My take on this is that the two sides had strong argument, but I will rather support the government against the National Assembly for certain reasons. One is that we are a monolithic economy; we export only one product and unfortunately for us, the product we export has a lot of volatility in its price. Oil price has dropped sometime in 2008 to as low as $38 US dollars from $147 dollars per barrel. We have seen oil price dropped to $10 dollars in the past; there is nothing that can stop the oil price from falling at any point in time, but beyond that, let us even agreed that the oil price do not drop.
We have two factors that make it imperative that we adopt a conservative approach in estimating the price at which we convert the oil production. One of these factors is the need to save and to build our foreign reserve. The higher our foreign reserve is the stronger our economy becomes attractive to foreign investors, the more inflow we will have, and if we address the other structural challenges of power supply and security, you will find out that with a population of about 160 million people, this country will become a natural environment and point of attraction to companies that are into the manufacturing of consumer goods.
Also, they will be encouraged to do that if we have strong foreign exchange reserve. So your foreign reserve will help us to also strengthen the value of the naira vis-a-viz other currencies. Another factor is this, because of the structure in the economy, which is such that we export products that have very low local production cost and convert the profits into local currency; the ability of our economy to absorb huge fiscal government expenditure will be highly limited.
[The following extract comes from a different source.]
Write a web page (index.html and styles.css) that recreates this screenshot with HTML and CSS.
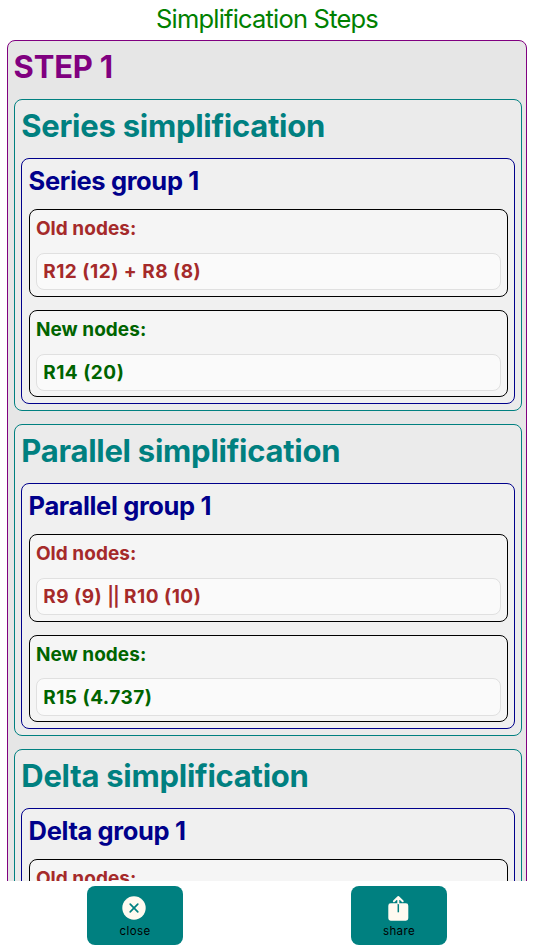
FILE: index.html
```
<!DOCTYPE html>
<html lang="en">
<head>
    <meta charset="UTF-8">
    <meta name="viewport" content="width=device-width, initial-scale=1.0">
    <title>Simplification Steps</title>
    <link rel="stylesheet" href="styles.css">
</head>
<body>
    <header>
        <h1>Simplification Steps</h1>
    </header>
    <main>
        <section class="step">
            <h2>STEP 1</h2>

            <div class="simplification">
                <h3>Series simplification</h3>
                <div class="group">
                    <h4>Series group 1</h4>
                    <div class="nodes old">
                        <h5>Old nodes:</h5>
                        <p>R12 (12) + R8 (8)</p>
                    </div>
                    <div class="nodes new">
                        <h5>New nodes:</h5>
                        <p>R14 (20)</p>
                    </div>
                </div>
            </div>

            <div class="simplification">
                <h3>Parallel simplification</h3>
                <div class="group">
                    <h4>Parallel group 1</h4>
                    <div class="nodes old">
                        <h5>Old nodes:</h5>
                        <p>R9 (9) <span class="bars">||</span> R10 (10)</p>
                    </div>
                    <div class="nodes new">
                        <h5>New nodes:</h5>
                        <p>R15 (4.737)</p>
                    </div>
                </div>
            </div>

            <div class="simplification">
                <h3>Delta simplification</h3>
                <div class="group">
                    <h4>Delta group 1</h4>
                    <div class="nodes old">
                        <h5>Old nodes:</h5>
                    </div>
                </div>
            </div>
        </section>
    </main>
    <footer>
        <button type="button">
            <svg width="28" height="28" viewBox="0 0 28 28">
                <circle cx="13" cy="15" r="11.7" fill="#fffaf0"/>
                <path d="M9.2 11.2l7.6 7.6M16.8 11.2l-7.6 7.6" stroke="#008080" stroke-width="1.7" stroke-linecap="round"/>
            </svg>
            <span>close</span>
        </button>
        <button type="button">
            <svg width="28" height="28" viewBox="0 0 28 28">
                <path d="M5.7 10.3h15.200a2.400 2.400 0 0 1 2.400 2.400v12.600a2.400 2.400 0 0 1-2.400 2.400H5.700a2.400 2.400 0 0 1-2.400-2.400V12.700a2.400 2.400 0 0 1 2.400-2.400z" fill="#fffaf0"/>
                <path d="M13.300 10.300v9" stroke="#008080" stroke-width="1.500"/>
                <path d="M13.300 10.300V4M8.900 8.200l4.400-4.200 4.400 4.200" fill="none" stroke="#fffaf0" stroke-width="2" stroke-linecap="round" stroke-linejoin="round"/>
            </svg>
            <span>share</span>
        </button>
    </footer>
</body>
</html>
```

FILE: styles.css
```
* {
    box-sizing: border-box;
}

body {
    font-family: Inter, "Liberation Sans", sans-serif;
    margin: 0;
    height: 100vh;
    display: flex;
    flex-direction: column;
    background: white;
    overflow: hidden;
}

h1, h2, h3, h4, h5, p {
    margin: 0;
    white-space: nowrap;
}

header {
    flex: none;
    height: 40px;
    text-align: center;
}

h1 {
    color: green;
    font-size: 25.5px;
    font-weight: 400;
    line-height: 38px;
    letter-spacing: -0.8px;
}

main {
    flex: 1;
    min-height: 0;
    padding: 0.3px 6.7px 0;
    overflow: hidden;
}

.step, .simplification, .group, .nodes {
    border: 1px solid;
    border-radius: 8px;
    padding: 6.3px 6px 5.8px 6.3px;
}

.step {
    border-color: purple;
    background: #e6e6e6;
    padding-right: 4.8px;
}

.simplification {
    border-color: teal;
    background: #ebebeb;
}

.group {
    border-color: darkblue;
    background: #f0f0f0;
}

.nodes {
    border-color: black;
    background: #f5f5f5;
}

.simplification + .simplification,
.nodes + .nodes {
    margin-top: 13px;
}

h2, h3 {
    font-size: 31px;
    font-weight: 700;
    line-height: 39px;
    margin-bottom: 12.6px;
}

h2 {
    color: purple;
    letter-spacing: -0.2px;
    margin-left: -0.4px;
    line-height: 38px;
    margin-bottom: 13.6px;
}

h3 {
    color: teal;
    letter-spacing: -0.26px;
}

h4 {
    color: darkblue;
    font-size: 25.5px;
    font-weight: 700;
    line-height: 31px;
    margin-bottom: 12.8px;
    letter-spacing: -0.36px;
}

h5 {
    font-size: 19px;
    font-weight: 700;
    line-height: 25px;
    margin-bottom: 11.4px;
    letter-spacing: 0.05px;
}

.nodes p {
    border: 1px solid #e0e0e0;
    border-radius: 8px;
    padding: 7.2px 6.3px 5.4px;
    background: #fafafa;
    font-size: 19px;
    font-weight: 700;
    line-height: 22.6px;
    letter-spacing: 0.5px;
}

.nodes .bars {
    font-weight: 600;
    letter-spacing: -0.9px;
}

.old h5, .old p {
    color: brown;
}

.new h5, .new p {
    color: darkgreen;
}

footer {
    flex: none;
    height: 69px;
    display: flex;
    justify-content: space-around;
    padding: 5px 3px 0;
}

button {
    width: 96px;
    height: 58.5px;
    padding: 7px 0 0;
    border: none;
    border-radius: 8px;
    background: teal;
    display: flex;
    flex-direction: column;
    align-items: center;
    font-family: inherit;
    font-size: 11.5px;
    line-height: 20px;
    letter-spacing: 0.4px;
    color: black;
}

button svg {
    flex: none;
}
```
So, the implication of this is that if we convert all oil sales to naira, as the crude price the National Assembly is taking about $80 dollar per-barrel, we may actually have to contend with the issue of inflation, because the production of those goods we tend to export are very low in terms of local cost of production. So, you will be exporting something that cost almost nothing and you are importing the proceeds and converting to the local currency, so, we have a lot of local currencies that will be pursuing few goods.